EXERCISE INSTRUCTIONS.
For this exercise, repeat all of the material verbatim apart from its images.

SOURCE EXCERPT.
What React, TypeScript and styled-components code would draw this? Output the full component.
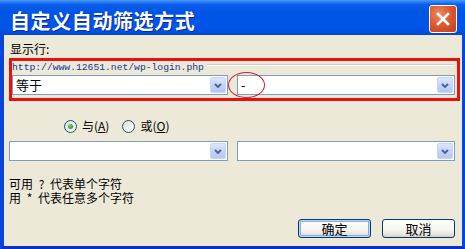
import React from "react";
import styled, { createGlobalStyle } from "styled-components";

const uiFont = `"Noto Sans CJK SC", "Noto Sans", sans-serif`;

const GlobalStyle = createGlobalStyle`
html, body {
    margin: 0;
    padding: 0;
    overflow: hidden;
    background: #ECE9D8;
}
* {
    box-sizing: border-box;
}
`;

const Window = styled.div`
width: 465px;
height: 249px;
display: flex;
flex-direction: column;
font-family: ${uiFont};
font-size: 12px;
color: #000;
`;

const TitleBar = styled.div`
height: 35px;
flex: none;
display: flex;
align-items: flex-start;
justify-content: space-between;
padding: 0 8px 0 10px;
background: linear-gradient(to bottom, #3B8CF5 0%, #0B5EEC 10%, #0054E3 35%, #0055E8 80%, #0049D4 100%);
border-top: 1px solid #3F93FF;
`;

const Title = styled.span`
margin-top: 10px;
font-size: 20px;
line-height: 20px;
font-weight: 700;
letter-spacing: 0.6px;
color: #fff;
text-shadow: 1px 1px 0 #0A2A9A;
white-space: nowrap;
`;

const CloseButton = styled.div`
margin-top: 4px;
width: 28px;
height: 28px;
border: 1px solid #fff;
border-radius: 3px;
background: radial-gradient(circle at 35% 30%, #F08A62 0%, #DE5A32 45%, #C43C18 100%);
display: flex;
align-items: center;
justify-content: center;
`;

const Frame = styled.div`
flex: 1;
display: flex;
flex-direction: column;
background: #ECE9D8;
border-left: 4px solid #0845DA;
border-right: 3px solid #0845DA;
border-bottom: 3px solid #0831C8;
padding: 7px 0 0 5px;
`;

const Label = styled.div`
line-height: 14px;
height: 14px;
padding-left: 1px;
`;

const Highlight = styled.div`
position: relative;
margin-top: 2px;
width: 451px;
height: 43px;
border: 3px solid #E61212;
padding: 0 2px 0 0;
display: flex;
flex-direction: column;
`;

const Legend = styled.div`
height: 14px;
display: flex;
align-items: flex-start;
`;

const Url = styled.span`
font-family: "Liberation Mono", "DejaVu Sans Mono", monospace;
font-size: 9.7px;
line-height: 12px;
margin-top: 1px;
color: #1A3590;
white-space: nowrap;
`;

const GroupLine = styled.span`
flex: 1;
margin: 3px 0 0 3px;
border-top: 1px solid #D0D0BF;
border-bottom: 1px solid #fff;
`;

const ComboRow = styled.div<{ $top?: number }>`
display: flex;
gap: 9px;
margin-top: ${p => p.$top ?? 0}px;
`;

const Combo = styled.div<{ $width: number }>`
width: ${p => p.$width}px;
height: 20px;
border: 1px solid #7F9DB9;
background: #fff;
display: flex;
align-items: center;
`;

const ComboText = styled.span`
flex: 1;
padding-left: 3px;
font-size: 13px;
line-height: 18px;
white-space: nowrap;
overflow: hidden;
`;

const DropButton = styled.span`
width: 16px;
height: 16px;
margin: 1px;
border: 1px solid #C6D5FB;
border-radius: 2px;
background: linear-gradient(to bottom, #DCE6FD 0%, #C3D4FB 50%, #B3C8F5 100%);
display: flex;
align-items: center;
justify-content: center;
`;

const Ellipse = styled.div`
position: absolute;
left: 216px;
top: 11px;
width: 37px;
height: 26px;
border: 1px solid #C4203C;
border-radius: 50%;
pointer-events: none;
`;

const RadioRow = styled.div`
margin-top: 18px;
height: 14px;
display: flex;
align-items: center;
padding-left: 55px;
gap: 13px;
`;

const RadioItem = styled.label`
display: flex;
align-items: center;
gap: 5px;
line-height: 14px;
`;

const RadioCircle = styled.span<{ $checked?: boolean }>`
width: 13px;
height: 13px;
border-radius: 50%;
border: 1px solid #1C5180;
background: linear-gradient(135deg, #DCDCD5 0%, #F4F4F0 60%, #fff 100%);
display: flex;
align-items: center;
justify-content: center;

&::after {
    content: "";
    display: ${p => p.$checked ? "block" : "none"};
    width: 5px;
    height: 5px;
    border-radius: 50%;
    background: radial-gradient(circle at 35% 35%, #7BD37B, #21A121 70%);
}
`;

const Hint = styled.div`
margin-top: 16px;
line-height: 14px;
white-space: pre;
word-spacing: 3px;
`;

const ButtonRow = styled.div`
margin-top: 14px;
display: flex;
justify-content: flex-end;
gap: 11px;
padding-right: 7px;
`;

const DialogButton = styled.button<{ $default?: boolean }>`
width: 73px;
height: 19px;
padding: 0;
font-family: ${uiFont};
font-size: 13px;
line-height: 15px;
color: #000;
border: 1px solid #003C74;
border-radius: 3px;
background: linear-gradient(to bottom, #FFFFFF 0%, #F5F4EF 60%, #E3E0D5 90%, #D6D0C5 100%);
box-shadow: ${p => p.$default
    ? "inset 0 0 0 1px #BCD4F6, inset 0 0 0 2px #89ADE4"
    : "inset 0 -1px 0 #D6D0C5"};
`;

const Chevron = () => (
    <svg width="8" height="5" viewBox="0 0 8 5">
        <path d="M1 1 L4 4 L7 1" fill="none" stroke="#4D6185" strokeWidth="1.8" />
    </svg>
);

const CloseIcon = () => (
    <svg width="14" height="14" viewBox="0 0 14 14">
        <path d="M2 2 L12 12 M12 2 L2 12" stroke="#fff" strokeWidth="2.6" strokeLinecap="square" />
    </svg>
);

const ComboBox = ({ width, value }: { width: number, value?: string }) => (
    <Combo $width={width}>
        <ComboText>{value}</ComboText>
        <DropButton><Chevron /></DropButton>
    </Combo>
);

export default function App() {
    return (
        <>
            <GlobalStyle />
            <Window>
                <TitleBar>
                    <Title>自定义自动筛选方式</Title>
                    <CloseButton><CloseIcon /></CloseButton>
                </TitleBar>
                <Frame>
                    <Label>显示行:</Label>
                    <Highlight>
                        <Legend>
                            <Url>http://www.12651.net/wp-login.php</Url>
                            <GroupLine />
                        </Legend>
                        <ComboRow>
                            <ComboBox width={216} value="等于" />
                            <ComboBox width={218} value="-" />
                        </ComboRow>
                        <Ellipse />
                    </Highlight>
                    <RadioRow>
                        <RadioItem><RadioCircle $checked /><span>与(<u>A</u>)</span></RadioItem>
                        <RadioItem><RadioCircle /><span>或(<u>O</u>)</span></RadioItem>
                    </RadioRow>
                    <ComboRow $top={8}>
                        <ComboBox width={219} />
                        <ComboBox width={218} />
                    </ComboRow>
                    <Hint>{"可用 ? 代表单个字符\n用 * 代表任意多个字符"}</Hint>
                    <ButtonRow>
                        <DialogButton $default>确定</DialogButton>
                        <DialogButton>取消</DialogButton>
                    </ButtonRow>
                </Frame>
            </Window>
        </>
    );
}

COMPLETE ANSWER.
What React, TypeScript and styled-components code would draw this? Output the full component.
import React from "react";
import styled, { createGlobalStyle } from "styled-components";

const uiFont = `"Noto Sans CJK SC", "Noto Sans", sans-serif`;

const GlobalStyle = createGlobalStyle`
html, body {
    margin: 0;
    padding: 0;
    overflow: hidden;
    background: #ECE9D8;
}
* {
    box-sizing: border-box;
}
`;

const Window = styled.div`
width: 465px;
height: 249px;
display: flex;
flex-direction: column;
font-family: ${uiFont};
font-size: 12px;
color: #000;
`;

const TitleBar = styled.div`
height: 35px;
flex: none;
display: flex;
align-items: flex-start;
justify-content: space-between;
padding: 0 8px 0 10px;
background: linear-gradient(to bottom, #3B8CF5 0%, #0B5EEC 10%, #0054E3 35%, #0055E8 80%, #0049D4 100%);
border-top: 1px solid #3F93FF;
`;

const Title = styled.span`
margin-top: 10px;
font-size: 20px;
line-height: 20px;
font-weight: 700;
letter-spacing: 0.6px;
color: #fff;
text-shadow: 1px 1px 0 #0A2A9A;
white-space: nowrap;
`;

const CloseButton = styled.div`
margin-top: 4px;
width: 28px;
height: 28px;
border: 1px solid #fff;
border-radius: 3px;
background: radial-gradient(circle at 35% 30%, #F08A62 0%, #DE5A32 45%, #C43C18 100%);
display: flex;
align-items: center;
justify-content: center;
`;

const Frame = styled.div`
flex: 1;
display: flex;
flex-direction: column;
background: #ECE9D8;
border-left: 4px solid #0845DA;
border-right: 3px solid #0845DA;
border-bottom: 3px solid #0831C8;
padding: 7px 0 0 5px;
`;

const Label = styled.div`
line-height: 14px;
height: 14px;
padding-left: 1px;
`;

const Highlight = styled.div`
position: relative;
margin-top: 2px;
width: 451px;
height: 43px;
border: 3px solid #E61212;
padding: 0 2px 0 0;
display: flex;
flex-direction: column;
`;

const Legend = styled.div`
height: 14px;
display: flex;
align-items: flex-start;
`;

const Url = styled.span`
font-family: "Liberation Mono", "DejaVu Sans Mono", monospace;
font-size: 9.7px;
line-height: 12px;
margin-top: 1px;
color: #1A3590;
white-space: nowrap;
`;

const GroupLine = styled.span`
flex: 1;
margin: 3px 0 0 3px;
border-top: 1px solid #D0D0BF;
border-bottom: 1px solid #fff;
`;

const ComboRow = styled.div<{ $top?: number }>`
display: flex;
gap: 9px;
margin-top: ${p => p.$top ?? 0}px;
`;

const Combo = styled.div<{ $width: number }>`
width: ${p => p.$width}px;
height: 20px;
border: 1px solid #7F9DB9;
background: #fff;
display: flex;
align-items: center;
`;

const ComboText = styled.span`
flex: 1;
padding-left: 3px;
font-size: 13px;
line-height: 18px;
white-space: nowrap;
overflow: hidden;
`;

const DropButton = styled.span`
width: 16px;
height: 16px;
margin: 1px;
border: 1px solid #C6D5FB;
border-radius: 2px;
background: linear-gradient(to bottom, #DCE6FD 0%, #C3D4FB 50%, #B3C8F5 100%);
display: flex;
align-items: center;
justify-content: center;
`;

const Ellipse = styled.div`
position: absolute;
left: 216px;
top: 11px;
width: 37px;
height: 26px;
border: 1px solid #C4203C;
border-radius: 50%;
pointer-events: none;
`;

const RadioRow = styled.div`
margin-top: 18px;
height: 14px;
display: flex;
align-items: center;
padding-left: 55px;
gap: 13px;
`;

const RadioItem = styled.label`
display: flex;
align-items: center;
gap: 5px;
line-height: 14px;
`;

const RadioCircle = styled.span<{ $checked?: boolean }>`
width: 13px;
height: 13px;
border-radius: 50%;
border: 1px solid #1C5180;
background: linear-gradient(135deg, #DCDCD5 0%, #F4F4F0 60%, #fff 100%);
display: flex;
align-items: center;
justify-content: center;

&::after {
    content: "";
    display: ${p => p.$checked ? "block" : "none"};
    width: 5px;
    height: 5px;
    border-radius: 50%;
    background: radial-gradient(circle at 35% 35%, #7BD37B, #21A121 70%);
}
`;

const Hint = styled.div`
margin-top: 16px;
line-height: 14px;
white-space: pre;
word-spacing: 3px;
`;

const ButtonRow = styled.div`
margin-top: 14px;
display: flex;
justify-content: flex-end;
gap: 11px;
padding-right: 7px;
`;

const DialogButton = styled.button<{ $default?: boolean }>`
width: 73px;
height: 19px;
padding: 0;
font-family: ${uiFont};
font-size: 13px;
line-height: 15px;
color: #000;
border: 1px solid #003C74;
border-radius: 3px;
background: linear-gradient(to bottom, #FFFFFF 0%, #F5F4EF 60%, #E3E0D5 90%, #D6D0C5 100%);
box-shadow: ${p => p.$default
    ? "inset 0 0 0 1px #BCD4F6, inset 0 0 0 2px #89ADE4"
    : "inset 0 -1px 0 #D6D0C5"};
`;

const Chevron = () => (
    <svg width="8" height="5" viewBox="0 0 8 5">
        <path d="M1 1 L4 4 L7 1" fill="none" stroke="#4D6185" strokeWidth="1.8" />
    </svg>
);

const CloseIcon = () => (
    <svg width="14" height="14" viewBox="0 0 14 14">
        <path d="M2 2 L12 12 M12 2 L2 12" stroke="#fff" strokeWidth="2.6" strokeLinecap="square" />
    </svg>
);

const ComboBox = ({ width, value }: { width: number, value?: string }) => (
    <Combo $width={width}>
        <ComboText>{value}</ComboText>
        <DropButton><Chevron /></DropButton>
    </Combo>
);

export default function App() {
    return (
        <>
            <GlobalStyle />
            <Window>
                <TitleBar>
                    <Title>自定义自动筛选方式</Title>
                    <CloseButton><CloseIcon /></CloseButton>
                </TitleBar>
                <Frame>
                    <Label>显示行:</Label>
                    <Highlight>
                        <Legend>
                            <Url>http://www.12651.net/wp-login.php</Url>
                            <GroupLine />
                        </Legend>
                        <ComboRow>
                            <ComboBox width={216} value="等于" />
                            <ComboBox width={218} value="-" />
                        </ComboRow>
                        <Ellipse />
                    </Highlight>
                    <RadioRow>
                        <RadioItem><RadioCircle $checked /><span>与(<u>A</u>)</span></RadioItem>
                        <RadioItem><RadioCircle /><span>或(<u>O</u>)</span></RadioItem>
                    </RadioRow>
                    <ComboRow $top={8}>
                        <ComboBox width={219} />
                        <ComboBox width={218} />
                    </ComboRow>
                    <Hint>{"可用 ? 代表单个字符\n用 * 代表任意多个字符"}</Hint>
                    <ButtonRow>
                        <DialogButton $default>确定</DialogButton>
                        <DialogButton>取消</DialogButton>
                    </ButtonRow>
                </Frame>
            </Window>
        </>
    );
}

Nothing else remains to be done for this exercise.